# Start of Data extract

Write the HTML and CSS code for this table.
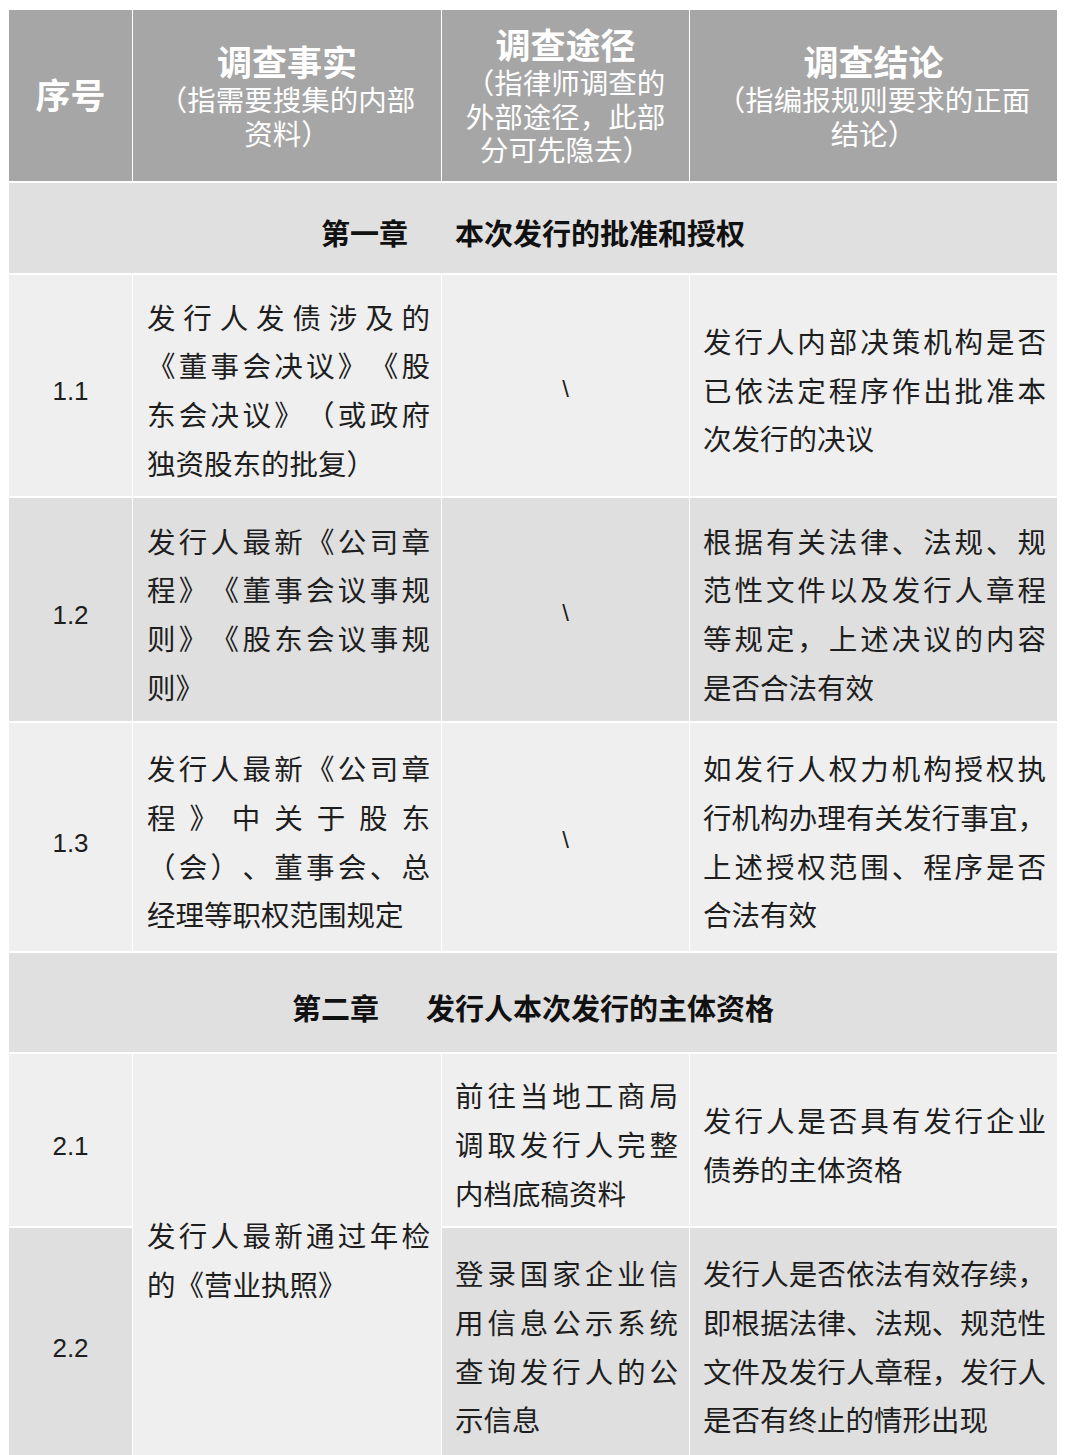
FILE: index.html
```html
<!DOCTYPE html>
<html lang="zh-CN">
<head>
<meta charset="utf-8">
<title>调查清单</title>
<link rel="stylesheet" href="styles.css">
</head>
<body>
<div class="page">
<table class="survey">
  <colgroup>
    <col class="c-no">
    <col class="c-fact">
    <col class="c-way">
    <col class="c-end">
  </colgroup>
  <thead>
    <tr class="r-head">
      <th class="h-no">序号</th>
      <th><span class="h-title">调查事实</span><span class="h-sub">（指需要搜集的内部</span><span class="h-sub">资料）</span></th>
      <th><span class="h-title">调查途径</span><span class="h-sub">（指律师调查的</span><span class="h-sub">外部途径，此部</span><span class="h-sub">分可先隐去）</span></th>
      <th><span class="h-title">调查结论</span><span class="h-sub">（指编报规则要求的正面</span><span class="h-sub">结论）</span></th>
    </tr>
  </thead>
  <tbody>
    <tr class="r-ch1">
      <td class="chapter-cell" colspan="4"><div class="chapter"><span>第一章</span><span>本次发行的批准和授权</span></div></td>
    </tr>
    <tr class="r-11 light">
      <td class="num">1.1</td>
      <td class="txt fact"><span class="ln j">发行人发债涉及的</span><span class="ln j">《董事会决议》《股</span><span class="ln j">东会决议》（或政府</span><span class="ln">独资股东的批复）</span></td>
      <td class="slash">\</td>
      <td class="txt end"><span class="ln j">发行人内部决策机构是否</span><span class="ln j">已依法定程序作出批准本</span><span class="ln">次发行的决议</span></td>
    </tr>
    <tr class="r-12 dark">
      <td class="num">1.2</td>
      <td class="txt fact"><span class="ln j">发行人最新《公司章</span><span class="ln j">程》《董事会议事规</span><span class="ln j">则》《股东会议事规</span><span class="ln">则》</span></td>
      <td class="slash">\</td>
      <td class="txt end"><span class="ln j">根据有关法律、法规、规</span><span class="ln j">范性文件以及发行人章程</span><span class="ln j">等规定，上述决议的内容</span><span class="ln">是否合法有效</span></td>
    </tr>
    <tr class="r-13 light">
      <td class="num">1.3</td>
      <td class="txt fact"><span class="ln j">发行人最新《公司章</span><span class="ln j">程》中关于股东</span><span class="ln j">（会）、董事会、总</span><span class="ln">经理等职权范围规定</span></td>
      <td class="slash">\</td>
      <td class="txt end"><span class="ln j">如发行人权力机构授权执</span><span class="ln j">行机构办理有关发行事宜，</span><span class="ln j">上述授权范围、程序是否</span><span class="ln">合法有效</span></td>
    </tr>
    <tr class="r-ch2">
      <td class="chapter-cell" colspan="4"><div class="chapter"><span>第二章</span><span>发行人本次发行的主体资格</span></div></td>
    </tr>
    <tr class="r-21 light">
      <td class="num">2.1</td>
      <td class="txt fact merged" rowspan="2"><span class="ln j">发行人最新通过年检</span><span class="ln">的《营业执照》</span></td>
      <td class="txt way"><span class="ln j">前往当地工商局</span><span class="ln j">调取发行人完整</span><span class="ln">内档底稿资料</span></td>
      <td class="txt end"><span class="ln j">发行人是否具有发行企业</span><span class="ln">债券的主体资格</span></td>
    </tr>
    <tr class="r-22 dark">
      <td class="num">2.2</td>
      <td class="txt way"><span class="ln j">登录国家企业信</span><span class="ln j">用信息公示系统</span><span class="ln j">查询发行人的公</span><span class="ln">示信息</span></td>
      <td class="txt end"><span class="ln j">发行人是否依法有效存续，</span><span class="ln j">即根据法律、法规、规范性</span><span class="ln j">文件及发行人章程，发行人</span><span class="ln">是否有终止的情形出现</span></td>
    </tr>
  </tbody>
</table>
</div>
</body>
</html>
```

FILE: styles.css
```css
html, body {
  margin: 0;
  padding: 0;
  background: #ffffff;
}

body {
  font-family: "Noto Sans CJK SC", "Noto Sans", sans-serif;
  color: #222222;
}

.page {
  padding: 8px 7px 0 8px;
}

.survey {
  border-collapse: separate;
  border-spacing: 1px 2px;
  table-layout: fixed;
  width: 1050px;
  background: #ffffff;
  text-spacing-trim: space-all;
}

.c-no { width: 123px; }
.c-fact { width: 308px; }
.c-way { width: 247px; }
.c-end { width: 367px; }

/* header */
.r-head { height: 171px; }

.r-head th {
  background: #a6a6a6;
  color: #ffffff;
  font-weight: 400;
  text-align: center;
  vertical-align: middle;
  padding: 0 4px 3px;
}

.h-no {
  font-size: 35px;
  font-weight: 700 !important;
  line-height: 44px;
}

.h-title {
  display: block;
  font-size: 35px;
  font-weight: 700;
  line-height: 43px;
}

.h-sub {
  display: block;
  font-size: 28.5px;
  line-height: 33.5px;
}

/* chapter rows */
.r-ch1 { height: 90px; }
.r-ch2 { height: 99px; }

.chapter-cell {
  background: #e0e0e0;
  padding: 8px 0 0;
  vertical-align: middle;
}

.chapter {
  display: flex;
  justify-content: center;
  gap: 47px;
  font-size: 29px;
  font-weight: 700;
  line-height: 40px;
  color: #111111;
}

/* data rows */
.r-11 { height: 221px; }
.r-12 { height: 223px; }
.r-13 { height: 228px; }
.r-21 { height: 172px; }
.r-22 { height: 228px; }

.light td { background: #efefef; }
.dark td { background: #dfdfdf; }
.survey td.merged { background: #efefef; }

td {
  vertical-align: middle;
  font-size: 28.5px;
  line-height: 48.7px;
  color: #1e1e1e;
}

.num {
  font-family: "Liberation Sans", Arial, sans-serif;
  font-size: 26px;
  line-height: 30px;
  text-align: center;
  padding: 11px 0 0;
}

.slash {
  font-family: "Liberation Sans", Arial, sans-serif;
  font-size: 24px;
  line-height: 30px;
  text-align: center;
  padding: 6px 0 0;
}

.txt {
  text-align: left;
}

.fact { padding: 9px 11px 0 14px; }
.way { padding: 9px 11px 0 13px; }
.end { padding: 9px 11px 0 13px; }

.ln {
  display: block;
  text-align: justify;
}

.ln.j {
  text-align-last: justify;
}
```
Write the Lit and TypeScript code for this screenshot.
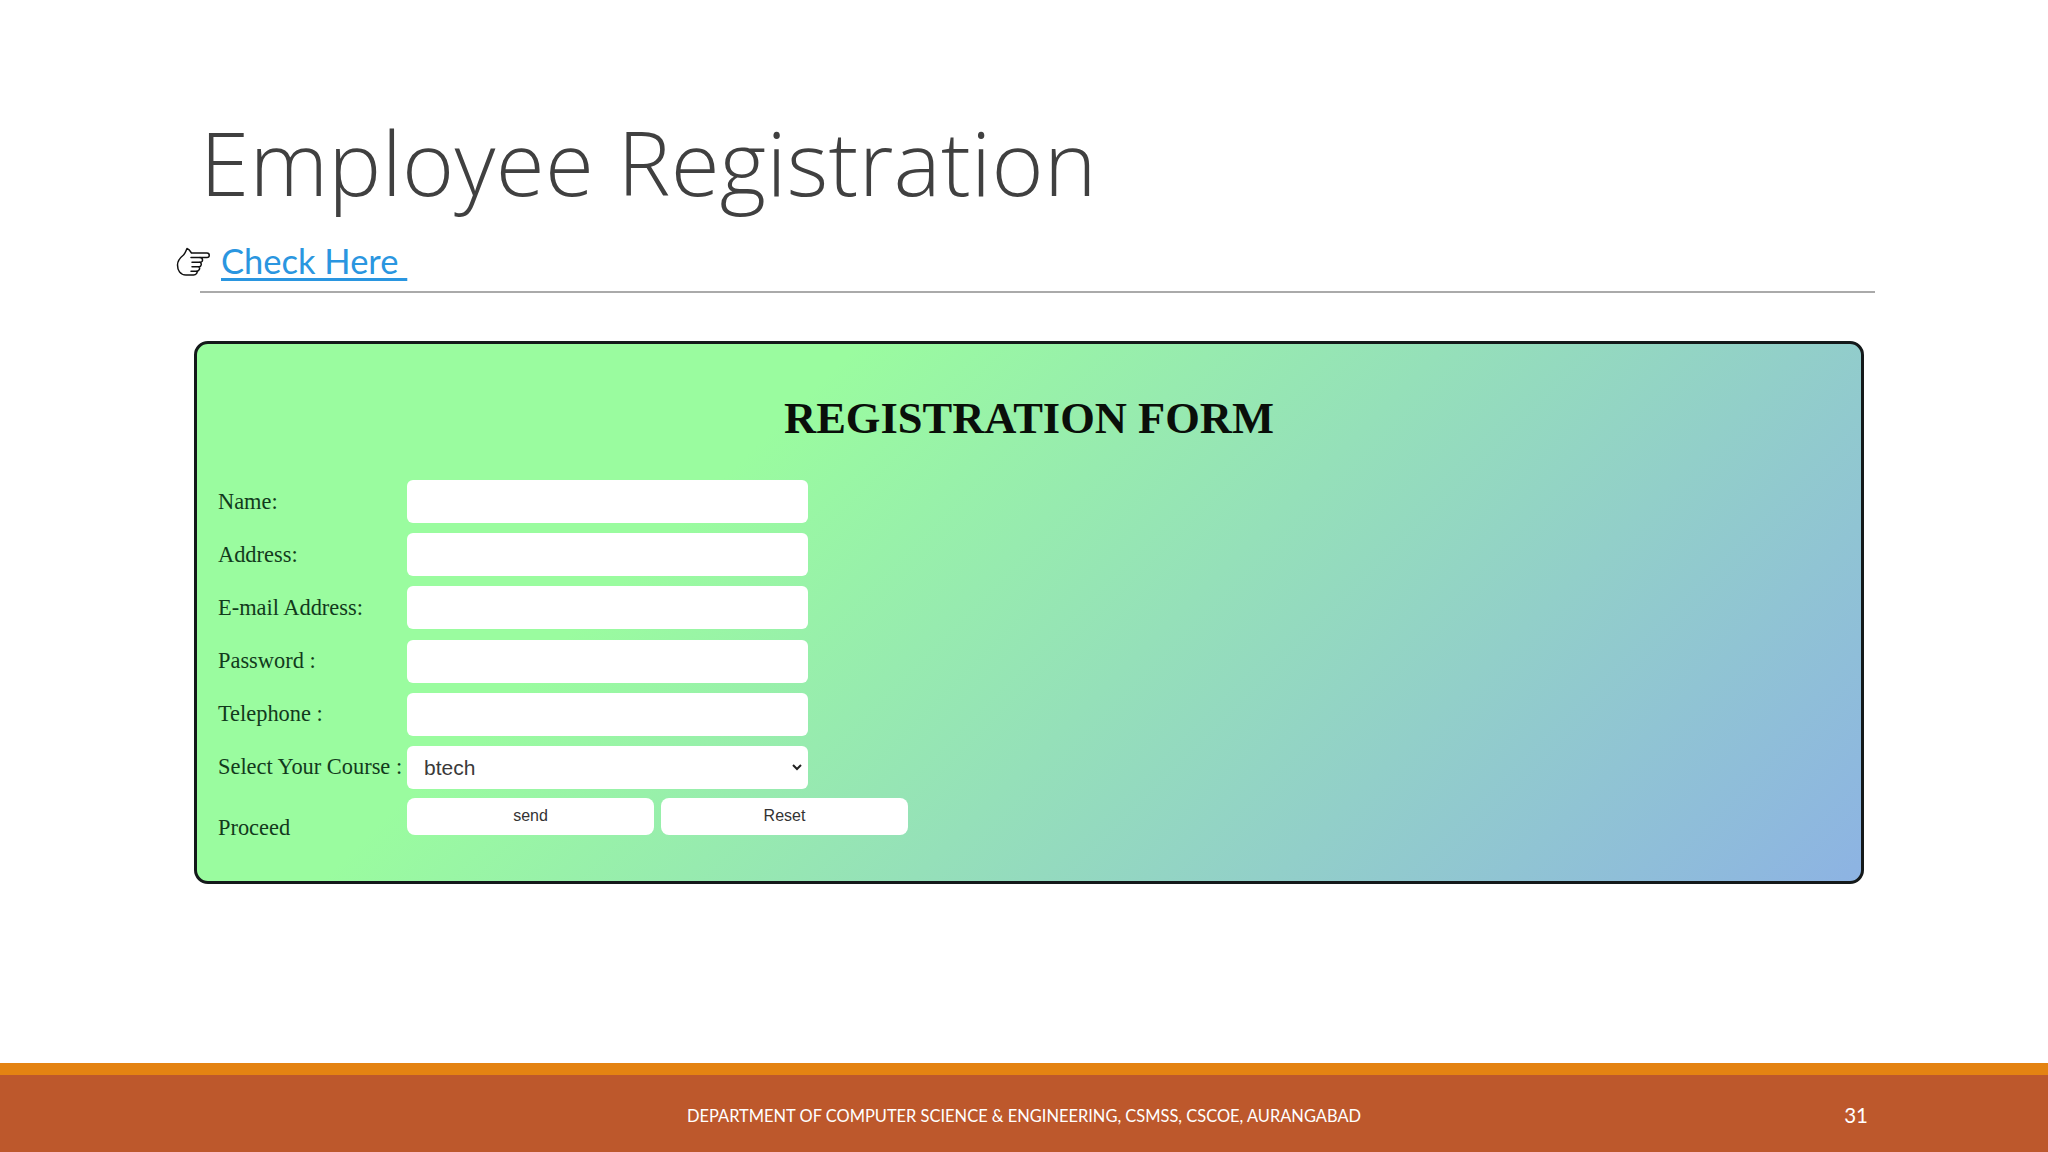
import { LitElement, html, css } from "lit";
import { customElement } from "lit/decorators.js";

const rows = ["Name:", "Address:", "E-mail Address:", "Password :", "Telephone :"];

@customElement("app-root")
export class AppRoot extends LitElement {
  static styles = css`
    :host {
      display: flex;
      flex-direction: column;
      width: 2048px;
      height: 1152px;
      background: #ffffff;
      overflow: hidden;
      font-family: "Lato", "Open Sans", sans-serif;
    }
    .slide {
      flex: 1;
      display: flex;
      flex-direction: column;
      padding-top: 106px;
    }
    h1 {
      margin: 0 0 0 200px;
      font-family: "Open Sans", sans-serif;
      font-size: 89px;
      letter-spacing: 0.3px;
      line-height: 112px;
      font-weight: 300;
      color: #404040;
      white-space: nowrap;
    }
    .link-row {
      display: flex;
      align-items: flex-end;
      margin: 20px 0 0 176px;
      height: 46px;
    }
    .hand {
      width: 36px;
      height: 30px;
      margin: 0 9px 7px 0;
      flex: none;
    }
    a {
      font-size: 34.5px;
      line-height: 46px;
      color: #2a96e0;
      white-space: pre;
      font-variant-ligatures: none;
      text-decoration: underline;
      text-decoration-thickness: 2.5px;
      text-underline-offset: 4px;
    }
    .rule {
      height: 2px;
      margin: 7px 173px 0 200px;
      background: #aaaaaa;
    }
    .card {
      box-sizing: border-box;
      width: 1670px;
      height: 543px;
      margin: 48px 0 0 194px;
      padding: 49px 21px 0 21px;
      border: 3px solid #14191a;
      border-radius: 14px;
      background: linear-gradient(135deg, #9afc9f 30%, #8db3e3 100%);
    }
    h2 {
      margin: 0;
      text-align: center;
      font-family: "Liberation Serif", serif;
      font-size: 44.5px;
      line-height: 50px;
      font-weight: 700;
      color: #0a0f0a;
    }
    form {
      display: grid;
      grid-template-columns: 189px auto;
      justify-content: start;
      row-gap: 10.2px;
      margin-top: 37px;
      font-family: "Liberation Serif", serif;
      font-size: 22.4px;
      color: #123a1c;
    }
    label {
      display: flex;
      align-items: center;
      white-space: nowrap;
      height: 43px;
    }
    label.proceed {
      height: 37px;
      padding-top: 10px;
    }
    input,
    select {
      box-sizing: border-box;
      width: 401px;
      height: 43px;
      margin: 0;
      border: none;
      border-radius: 6px;
      background: #ffffff;
      outline: none;
    }
    select {
      appearance: none;
      padding: 0 0 0 17px;
      font-family: "Liberation Sans", sans-serif;
      font-size: 21px;
      color: #3a3a3a;
      background: #ffffff
        url("data:image/svg+xml,%3Csvg xmlns='http://www.w3.org/2000/svg' width='10' height='7'%3E%3Cpath d='M1 1l4 4 4-4' fill='none' stroke='%23222' stroke-width='2'/%3E%3C/svg%3E")
        no-repeat 385px 50%;
    }
    .buttons {
      display: flex;
      gap: 7px;
      margin-top: -1.5px;
    }
    button {
      box-sizing: border-box;
      width: 247px;
      height: 37px;
      border: none;
      border-radius: 8px;
      background: #ffffff;
      font-family: "Liberation Sans", sans-serif;
      font-size: 16px;
      color: #333333;
    }
    .footer {
      flex: none;
      height: 77px;
      border-top: 12px solid #e48312;
      background: #bd582c;
      display: grid;
      grid-template-columns: 1fr auto;
      align-items: center;
      color: #ffffff;
    }
    .dept {
      grid-column: 1 / 3;
      grid-row: 1;
      justify-self: center;
      padding-top: 5px;
      font-size: 16.45px;
      white-space: nowrap;
    }
    .num {
      grid-column: 2;
      grid-row: 1;
      margin-right: 180px;
      padding-top: 3px;
      font-size: 20.5px;
    }
  `;

  render() {
    return html`
      <div class="slide">
        <h1>Employee Registration</h1>
        <div class="link-row">
          <svg class="hand" viewBox="0 0 36 30" fill="#fff" stroke="#111" stroke-width="1.5" stroke-linejoin="round" stroke-linecap="round">
            <path d="M11 1.500c2 .5 3 2 4.500 4.500 H31 c3 0 3 4.500 0 4.500 H24 c3 0 3.500 4.500 .5 4.800 H24 c2 .7 1.500 4.400 -1 4.500 c1.200 1 .5 4.200 -2 4.400 c.5 1.500 -.7 3.800 -3.500 3.800 H10 C4 28 1.500 23 1.500 18 C1.500 13 5 10 7.500 8 C9 6.500 10 4 11 1.500 Z" />
            <path d="M15 10.500 H24 M16 15.300 H24 M16 19.800 H23 M15 24.200 H21" fill="none" />
          </svg>
          <a href="#">Check Here </a>
        </div>
        <div class="rule"></div>
        <div class="card">
          <h2>REGISTRATION FORM</h2>
          <form @submit=${(e: Event) => e.preventDefault()}>
            ${rows.map((r) => html`<label>${r}</label><input type="text" />`)}
            <label>Select Your Course :</label>
            <select><option>btech</option></select>
            <label class="proceed">Proceed</label>
            <div class="buttons">
              <button type="button">send</button>
              <button type="button">Reset</button>
            </div>
          </form>
        </div>
      </div>
      <div class="footer">
        <span class="dept">DEPARTMENT OF COMPUTER SCIENCE &amp; ENGINEERING, CSMSS, CSCOE, AURANGABAD</span>
        <span class="num">31</span>
      </div>
    `;
  }
}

# End of Data extract

Out of the preceding entries, pull every line containing the string "this".

__Final answer__:
Write the HTML and CSS code for this table.
Write the Lit and TypeScript code for this screenshot.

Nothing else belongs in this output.